Ran into Lyrae Van Clief-Stefanon at the Pitt table; you should buy her Open Interval if you haven’t already (it was a finalist for the national book award).  And met two more writer friends from the online world: Brent Goodman (his book The Brother Swimming Beneath Me is a Lamda finalist this year!) and Steve Fellner of the Pansy Poetics blog who gave me a big hug and dished with me about the conference. And you should get his books: All Screwed Up and Blind Date with Cavafy.

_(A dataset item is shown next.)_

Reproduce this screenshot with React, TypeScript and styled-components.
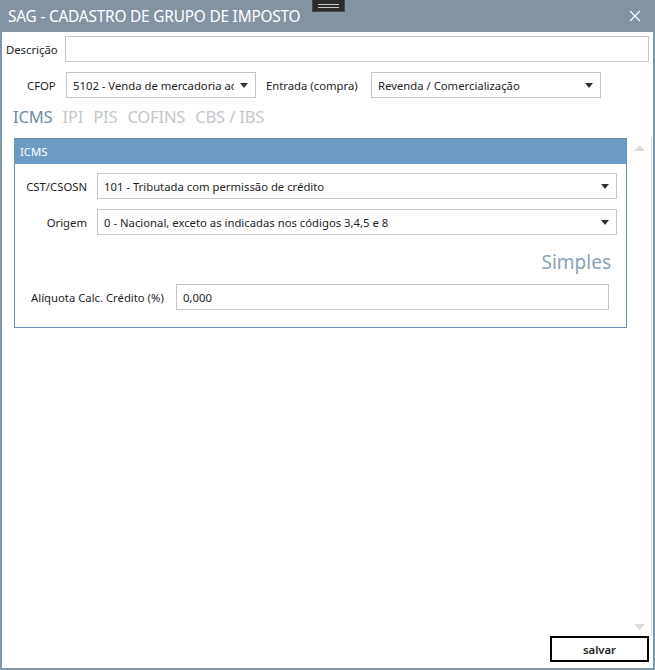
import React from "react";
import styled, { createGlobalStyle } from "styled-components";

const GlobalStyle = createGlobalStyle`
  html, body {
    margin: 0;
    padding: 0;
    background: #ffffff;
  }
  body {
    font-family: "Segoe UI", "Noto Sans", "Open Sans", sans-serif;
    font-size: 11.3px;
    color: #1e1e1e;
  }
`;

const Window = styled.div`
  position: relative;
  width: 655px;
  height: 670px;
  box-sizing: border-box;
  border: 2px solid #7d97ab;
  border-top: none;
  display: flex;
  flex-direction: column;
  background: #ffffff;
`;

const TitleBar = styled.div`
  height: 32px;
  margin: 0 -2px;
  background: #8393a1;
  display: flex;
  align-items: center;
  justify-content: space-between;
  padding: 0 14px 0 8px;
  color: #ffffff;
  font-size: 15.4px;
  letter-spacing: -0.2px;
  flex-shrink: 0;
`;

const Grip = styled.div`
  position: absolute;
  top: 0;
  left: 310px;
  width: 33px;
  height: 12px;
  background: #2b2b2b;
  border: 1px solid #4a4a4a;
  border-top: none;
  box-sizing: border-box;
  display: flex;
  flex-direction: column;
  justify-content: center;
  gap: 2px;
  padding: 0 5px;

  span {
    display: block;
    height: 1px;
    background: #c9c9c9;
  }
`;

const CloseIcon = () => (
  <svg width="12" height="12" viewBox="0 0 12 12">
    <path d="M1 1L11 11M11 1L1 11" stroke="#ffffff" strokeWidth="1.1" />
  </svg>
);

const Row = styled.div<{ $top: number; $left: number; $gap?: number }>`
  display: flex;
  align-items: center;
  margin-top: ${(p) => p.$top}px;
  padding-left: ${(p) => p.$left}px;
  gap: ${(p) => p.$gap ?? 9}px;
`;

const Label = styled.span<{ $width?: number }>`
  white-space: nowrap;
  ${(p) => (p.$width ? `width: ${p.$width}px; flex-shrink: 0;` : "")}
`;

const TextBox = styled.div<{ $width?: number }>`
  height: 26px;
  box-sizing: border-box;
  border: 1px solid #c6c6c6;
  background: #ffffff;
  display: flex;
  align-items: center;
  padding: 0 6px;
  ${(p) => (p.$width ? `width: ${p.$width}px; flex-shrink: 0;` : "flex: 1;")}
`;

const Combo = styled(TextBox)`
  justify-content: space-between;
  padding: 0 7px 0 6px;
  overflow: hidden;
  white-space: nowrap;

  span {
    flex: 1;
    min-width: 0;
    overflow: hidden;
  }
`;

const Caret = () => (
  <svg width="8" height="5" viewBox="0 0 8 5" style={{ flexShrink: 0, marginLeft: 6 }}>
    <path d="M0 0H8L4 5Z" fill="#333" />
  </svg>
);

const Tabs = styled.div`
  display: flex;
  gap: 10px;
  padding-left: 11px;
  margin-top: 6px;
  font-size: 16.6px;
  letter-spacing: -0.2px;
  height: 24px;
  align-items: center;
`;

const Tab = styled.span<{ $active?: boolean }>`
  color: ${(p) => (p.$active ? "#6d8ca6" : "#c4c7ca")};
`;

const ScrollArea = styled.div`
  flex: 1;
  display: flex;
  margin-top: 10px;
`;

const ScrollContent = styled.div`
  flex: 1;
  padding: 0 0 0 12px;
`;

const ScrollBar = styled.div`
  width: 24px;
  display: flex;
  flex-direction: column;
  justify-content: space-between;
  align-items: center;
  padding: 7px 0 6px 0;
  margin-right: 1px;
  border-right: 1px solid #d6e3ec;
`;

const Arrow = ({ up }: { up?: boolean }) => (
  <svg width="11" height="6" viewBox="0 0 11 6">
    <path d={up ? "M0 6H11L5.5 0Z" : "M0 0H11L5.5 6Z"} fill="#dcdcdc" />
  </svg>
);

const GroupBox = styled.div`
  width: 613px;
  height: 190px;
  box-sizing: border-box;
  border: 1px solid #6a8fae;
  display: flex;
  flex-direction: column;
`;

const GroupHeader = styled.div`
  height: 25px;
  background: #6c9cc5;
  color: #ffffff;
  display: flex;
  align-items: center;
  padding-left: 5px;
  flex-shrink: 0;
`;

const FieldRow = styled.div<{ $top: number }>`
  display: grid;
  grid-template-columns: 72px 1fr;
  gap: 10px;
  align-items: center;
  margin-top: ${(p) => p.$top}px;
  padding-right: 9px;
`;

const FieldLabel = styled.span`
  text-align: right;
`;

const Simples = styled.div`
  text-align: right;
  padding-right: 15px;
  margin-top: 14px;
  font-size: 19px;
  color: #8aa0b5;
  height: 26px;
  line-height: 26px;
`;

const Footer = styled.div`
  display: flex;
  justify-content: flex-end;
  padding: 0 4px 6px 0;
`;

const SaveButton = styled.button`
  width: 99px;
  height: 26px;
  box-sizing: border-box;
  border: 2px solid #000000;
  background: #ffffff;
  font-family: inherit;
  font-size: 11.3px;
  font-weight: 600;
  color: #1e1e1e;
  cursor: pointer;
`;

export default function App() {
  return (
    <>
      <GlobalStyle />
      <Window>
        <TitleBar>
          <span>SAG - CADASTRO DE GRUPO DE IMPOSTO</span>
          <CloseIcon />
        </TitleBar>
        <Grip>
          <span />
          <span />
        </Grip>

        <Row $top={4} $left={4} $gap={7}>
          <Label>Descrição</Label>
          <TextBox style={{ marginRight: 4 }} />
        </Row>

        <Row $top={10} $left={25}>
          <Label $width={30}>CFOP</Label>
          <Combo $width={190}>
            <span>5102 - Venda de mercadoria adquirida</span>
            <Caret />
          </Combo>
          <Label $width={96} style={{ marginLeft: 1 }}>
            Entrada (compra)
          </Label>
          <Combo $width={230}>
            <span>Revenda / Comercialização</span>
            <Caret />
          </Combo>
        </Row>

        <Tabs>
          <Tab $active>ICMS</Tab>
          <Tab>IPI</Tab>
          <Tab>PIS</Tab>
          <Tab>COFINS</Tab>
          <Tab>CBS / IBS</Tab>
        </Tabs>

        <ScrollArea>
          <ScrollContent>
            <GroupBox>
              <GroupHeader>ICMS</GroupHeader>
              <FieldRow $top={9}>
                <FieldLabel>CST/CSOSN</FieldLabel>
                <Combo>
                  <span>101 - Tributada com permissão de crédito</span>
                  <Caret />
                </Combo>
              </FieldRow>
              <FieldRow $top={10}>
                <FieldLabel>Origem</FieldLabel>
                <Combo>
                  <span>0 - Nacional, exceto as indicadas nos códigos 3,4,5 e 8</span>
                  <Caret />
                </Combo>
              </FieldRow>
              <Simples>Simples</Simples>
              <Row $top={9} $left={16} $gap={10} style={{ paddingRight: 17 }}>
                <Label $width={135}>Alíquota Calc. Crédito (%)</Label>
                <TextBox>0,000</TextBox>
              </Row>
            </GroupBox>
          </ScrollContent>
          <ScrollBar>
            <Arrow up />
            <Arrow />
          </ScrollBar>
        </ScrollArea>

        <Footer>
          <SaveButton>salvar</SaveButton>
        </Footer>
      </Window>
    </>
  );
}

On my way to a panel I ran into Saeed Jones (check out his blog here) hanging out outside the book fair.  I joined him and we commenced with a multi-hour anti-panel that morphed as people walked by and joined us.  We were first joined by Randall Mann where we had a good follow-up conversation about the Queer Desire panel.  Christian Gullette joined us and we chatted about RuPaul’s Drag Race and Project Runway.  Michael Montlack joined us and we went for lunch at this yummy Vietnamese place where the conversation turned to politics and the second volume of the Gay Divas anthology.  Saeed and I grabbed cupcakes before the Gay Divas reading.  The reading, “Diva Complex: Gay Men Explore the Diversity and Meaning of Diva Worship” was lots of fun, with readings by David Trinidad on Joan Crawford and Bette Davis, Jeff Oaks on Wonder Woman, Paul Lisicky on Wendy Waldman, and Christopher Hennessy on Princess Leia.  I’m picking up the anthology today.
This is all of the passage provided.